I was bouncing around this expo center earlier in the month. Huawei owned it two weeks ago. Their banners have been folded up and bundled
off. Today the venue is owned by Microsoft. I presume many of the people inside, like
myself, are the same.
Two weeks ago this
was the wrong building. I’d cabbed it
over, the driver couldn’t go down a blocked off street and I piled out here at
the large building bedecked with Huawei regalia. It must be the back of the building I was at
yesterday, I reckoned. I went through
security, wandered around and realized I’d reckoned wrong. This was a side venue and the main event was fifteen
minutes across the plaza. Yes. Over there..
Naturally I was
suspicious once again today, as I cautiously exited the car. “Are you sure?” “Yeah.
This is the address you gave me.”
Lots of Microsoft signs, and none that I could see at the “other”
building across the plaza. Soon, my
colleague is out with me, in the main hall with my badge that lets me
enter.
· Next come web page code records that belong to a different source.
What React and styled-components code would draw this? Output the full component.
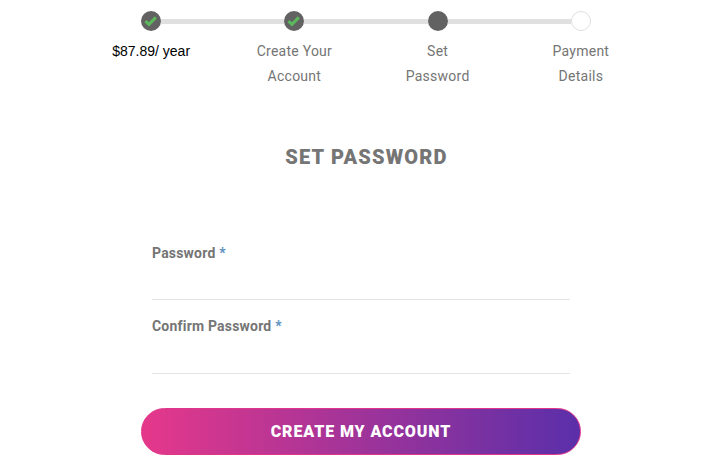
import styled, { createGlobalStyle } from "styled-components";

const steps = [
    { id: 1, lines: ["$87.89/ year"], dark: true, state: "done" },
    { id: 2, lines: ["Create Your", "Account"], state: "done" },
    { id: 3, lines: ["Set", "Password"], state: "current" },
    { id: 4, lines: ["Payment", "Details"], state: "todo" },
];

const App = () => {
    return (
        <>
            <GlobalStyle />
            <Page>
                <Track>
                    {steps.map((step, index) => (
                        <TrackPart key={step.id} $first={index === 0}>
                            {index > 0 && <Bar />}
                            <Dot $state={step.state}>
                                {step.state === "done" && (
                                    <svg width="14" height="12" viewBox="0 0 14 12">
                                        <path d="M1.4 6.2 L5 9.4 L11.8 2.4" fill="none" stroke="#5cb85c" strokeWidth="3" />
                                    </svg>
                                )}
                            </Dot>
                        </TrackPart>
                    ))}
                </Track>
                <Labels>
                    {steps.map((step) => (
                        <StepLabel key={step.id} $dark={step.dark}>
                            {step.lines.map((line) => <div key={line}>{line}</div>)}
                        </StepLabel>
                    ))}
                </Labels>
                <Title>SET PASSWORD</Title>
                <Form onSubmit={(e) => e.preventDefault()}>
                    <Field>
                        <FieldLabel htmlFor="password">Password <Star>*</Star></FieldLabel>
                        <Input id="password" type="password" />
                    </Field>
                    <Field>
                        <FieldLabel htmlFor="confirm" $tight>Confirm Password <Star>*</Star></FieldLabel>
                        <Input id="confirm" type="password" />
                    </Field>
                    <Submit type="submit">CREATE MY ACCOUNT</Submit>
                </Form>
            </Page>
        </>
    );
};

export default App;

//Styles

const GlobalStyle = createGlobalStyle`
    * {
        box-sizing: border-box;
    }
    html, body {
        margin: 0;
        background: #fff;
    }
`;

const Page = styled.main`
    width: 728px;
    height: 468px;
    overflow: hidden;
    padding-top: 11px;
    font-family: "Roboto", "Liberation Sans", sans-serif;
    display: flex;
    flex-direction: column;
    align-items: center;
`;

const Track = styled.div`
    width: 450px;
    margin-left: 4px;
    display: flex;
    align-items: center;
`;

const TrackPart = styled.div`
    display: flex;
    align-items: center;
    flex: ${(p) => (p.$first ? "0 0 auto" : "1")};
`;

const Bar = styled.div`
    flex: 1;
    height: 5px;
    background: #e0e0e0;
`;

const Dot = styled.div`
    width: 20px;
    height: 20px;
    border-radius: 50%;
    flex: none;
    display: flex;
    align-items: center;
    justify-content: center;
    background: ${(p) => (p.$state === "todo" ? "#fff" : "#626262")};
    border: ${(p) => (p.$state === "todo" ? "1px solid #e0e0e0" : "none")};
`;

const Labels = styled.div`
    width: 573px;
    margin-left: 4px;
    margin-top: 8px;
    display: grid;
    grid-template-columns: repeat(4, 1fr);
`;

const StepLabel = styled.div`
    text-align: center;
    font-size: 14px;
    line-height: 25px;
    letter-spacing: ${(p) => (p.$dark ? "0" : "0.25px")};
    color: ${(p) => (p.$dark ? "#000" : "#757575")};
    font-family: ${(p) => (p.$dark ? '"Liberation Sans", sans-serif' : "inherit")};
`;

const Title = styled.h1`
    margin: 56px 0 0 5px;
    font-size: 20px;
    line-height: 24px;
    font-weight: 900;
    letter-spacing: 1.2px;
    color: #757575;
`;

const Form = styled.form`
    width: 440px;
    margin-top: 74px;
    margin-right: 6px;
    display: flex;
    flex-direction: column;
`;

const Field = styled.div`
    margin: 0 11px;
    height: 74px;
    padding-bottom: 17px;
    display: flex;
    flex-direction: column;
`;

const FieldLabel = styled.label`
    font-size: 14px;
    line-height: ${(p) => (p.$tight ? "18px" : "20px")};
    font-weight: 700;
    letter-spacing: 0.2px;
    color: #757575;
`;

const Star = styled.span`
    color: #5b8fbf;
`;

const Input = styled.input`
    width: 100%;
    flex: 1;
    border: none;
    border-bottom: 1px solid #e4e4e4;
    outline: none;
    background: transparent;
`;

const Submit = styled.button`
    width: 440px;
    height: 47px;
    margin-top: 17px;
    padding: 0;
    border: 1px solid #e0358a;
    border-radius: 24px;
    background: linear-gradient(90deg, #e5388a 0%, #5a2fa9 100%);
    color: #fff;
    font-family: inherit;
    font-size: 16px;
    font-weight: 900;
    letter-spacing: 0.9px;
`;
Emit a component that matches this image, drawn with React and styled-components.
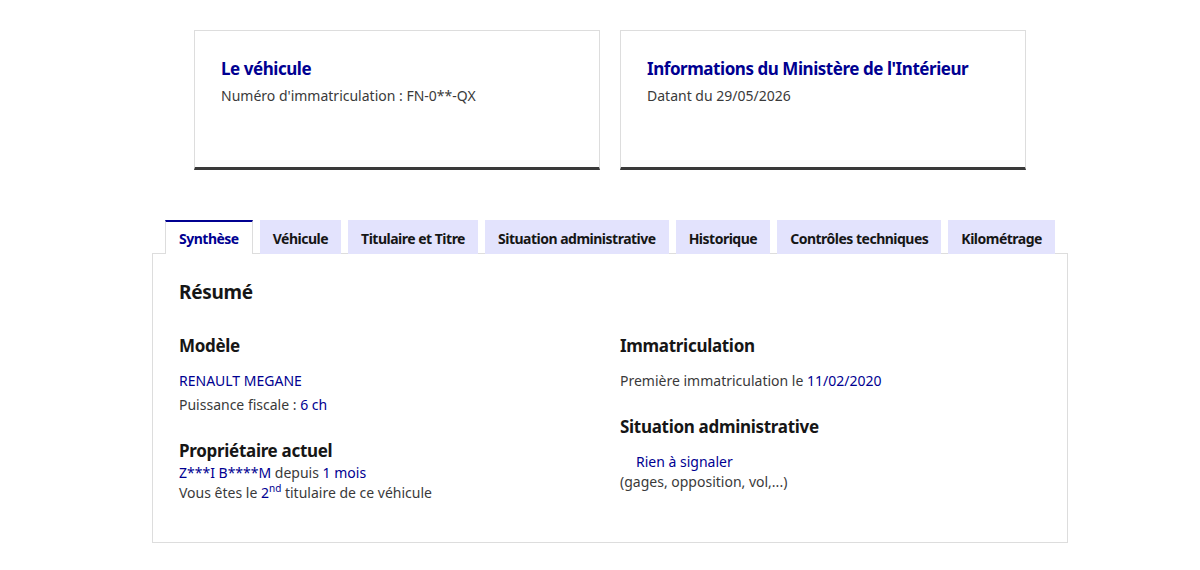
import React from "react";
import styled, { createGlobalStyle } from "styled-components";

const GlobalStyle = createGlobalStyle`
  * { box-sizing: border-box; }
  body {
    margin: 0;
    background: #fff;
    font-family: "Noto Sans", "Liberation Sans", sans-serif;
    color: #3a3a3a;
  }
`;

const tabs = [
  "Synthèse",
  "Véhicule",
  "Titulaire et Titre",
  "Situation administrative",
  "Historique",
  "Contrôles techniques",
  "Kilométrage",
];

const App = () => {
  return (
    <>
      <GlobalStyle />
      <Page>
        <CardRow>
          <Card>
            <CardTitle>Le véhicule</CardTitle>
            <CardText>Numéro d'immatriculation : FN-0**-QX</CardText>
          </Card>
          <Card>
            <CardTitle>Informations du Ministère de l'Intérieur</CardTitle>
            <CardText>Datant du 29/05/2026</CardText>
          </Card>
        </CardRow>

        <Tabs>
          <TabList>
            {tabs.map((t, i) => (
              <Tab key={t} $active={i === 0}>
                {t}
              </Tab>
            ))}
          </TabList>
          <Panel>
            <PanelTitle>Résumé</PanelTitle>
            <Columns>
              <Column>
                <Section>
                  <SectionTitle>Modèle</SectionTitle>
                  <Lines $gap={4}>
                    <Line>
                      <Value>RENAULT MEGANE</Value>
                    </Line>
                    <Line>
                      Puissance fiscale : <Value>6 ch</Value>
                    </Line>
                  </Lines>
                </Section>
                <Section>
                  <SectionTitle $tight>Propriétaire actuel</SectionTitle>
                  <Lines>
                    <Line>
                      <Value>Z***I B****M</Value> depuis <Value>1 mois</Value>
                    </Line>
                    <Line>
                      Vous êtes le <Value>2<sup>nd</sup></Value> titulaire de ce
                      véhicule
                    </Line>
                  </Lines>
                </Section>
              </Column>
              <Column>
                <Section>
                  <SectionTitle>Immatriculation</SectionTitle>
                  <Line>
                    Première immatriculation le <Value>11/02/2020</Value>
                  </Line>
                </Section>
                <Section>
                  <SectionTitle>Situation administrative</SectionTitle>
                  <Lines>
                    <Line $indent>
                      <Value>Rien à signaler</Value>
                    </Line>
                    <Line>(gages, opposition, vol,...)</Line>
                  </Lines>
                </Section>
              </Column>
            </Columns>
          </Panel>
        </Tabs>
      </Page>
    </>
  );
};

const Page = styled.div`
  width: 916px;
  margin-left: calc(50% - 448px);
  padding-top: 30px;
`;

const CardRow = styled.div`
  display: grid;
  grid-template-columns: 406px 406px;
  gap: 20px;
  justify-content: center;
`;

const Card = styled.div`
  height: 140px;
  border: 1px solid #dddddd;
  border-bottom: 3px solid #3a3a3a;
  padding: 26px 26px;
`;

const CardTitle = styled.h3`
  margin: 0 0 5px;
  font-size: 17px;
  line-height: 24px;
  font-weight: 700;
  letter-spacing: -0.45px;
  color: #000091;
`;

const CardText = styled.p`
  margin: 0;
  font-size: 14px;
  line-height: 20px;
  color: #3a3a3a;
`;

const Tabs = styled.div`
  margin-top: 50px;
`;

const TabList = styled.div`
  display: flex;
  gap: 7px;
  padding-left: 13px;
`;

const Tab = styled.div`
  height: 34px;
  padding: 0 13px;
  display: flex;
  align-items: center;
  white-space: nowrap;
  font-size: 14px;
  font-weight: 700;
  letter-spacing: -0.5px;
  color: ${(p) => (p.$active ? "#000091" : "#161616")};
  background: ${(p) => (p.$active ? "#fff" : "#e3e3fd")};
  border-top: 2px solid ${(p) => (p.$active ? "#000091" : "transparent")};
  border-left: ${(p) => (p.$active ? "1px solid #dddddd" : "none")};
  border-right: ${(p) => (p.$active ? "1px solid #dddddd" : "none")};
  margin-bottom: -1px;
  position: relative;
  z-index: 1;
`;

const Panel = styled.div`
  border: 1px solid #dddddd;
  height: 290px;
  padding: 24px 26px 0;
`;

const PanelTitle = styled.h2`
  margin: 0 0 28px;
  font-size: 19px;
  line-height: 28px;
  font-weight: 700;
  letter-spacing: -0.3px;
  color: #161616;
`;

const Columns = styled.div`
  display: grid;
  grid-template-columns: 1fr 1fr;
  column-gap: 20px;
`;

const Column = styled.div`
  display: flex;
  flex-direction: column;
  gap: 24px;
`;

const Section = styled.div``;

const SectionTitle = styled.h4`
  margin: 0 0 ${(p) => (p.$tight ? "0" : "13px")};
  font-size: 17px;
  line-height: 24px;
  font-weight: 700;
  letter-spacing: -0.3px;
  color: #161616;
`;

const Lines = styled.div`
  display: flex;
  flex-direction: column;
  gap: ${(p) => p.$gap || 0}px;
`;

const Line = styled.div`
  font-size: 14px;
  line-height: 20px;
  color: #3a3a3a;
  padding-left: ${(p) => (p.$indent ? "16px" : "0")};

  sup {
    font-size: 10px;
    line-height: 0;
  }
`;

const Value = styled.span`
  color: #000091;
`;

export default App;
We cross an bridge-like flourish
down into what strikes me quickly as a much smaller hall than the one Huawei
had hosted.
Later, riding to
friend’s I allow myself to sink into the sophistication of Shanghai’s urban
evening. I gaze out at the lines of
plane trees and pedestrian traffic and feel like I’m alone once again, with an
old flame and I fan the echoes of our old love story: I remember why I used to adore you. I’ll never love you that way again. But I remember.
It was probably
around that time that I first read the “The True Story Of Ah Q” by Lu Xun. I’m not sure that I’ve read it since
then. But I probably should. I’ve forwarded to one and then another
China-hand friend the article by Kerry Brown in the Diplomat entitled: “Trump,
China and Ah Q” which is powerfully explanatory. Trump’s unerring ability to find the weakness
in others has, it is argued, has caught China off-guard and challenged the
nation to confront what he calls “this complicated, half-envious, half-admiring
attitude” towards the United States as it finally finds its opponent who has
been soft is turning the tables on them.
https://thediplomat.com/2018/10/trump-china-and-ah-q/ It
is possible, I think, to hate Trump and yet be fascinated by what his unpredictability
has meant for a Chinese leadership that desperately needs stability.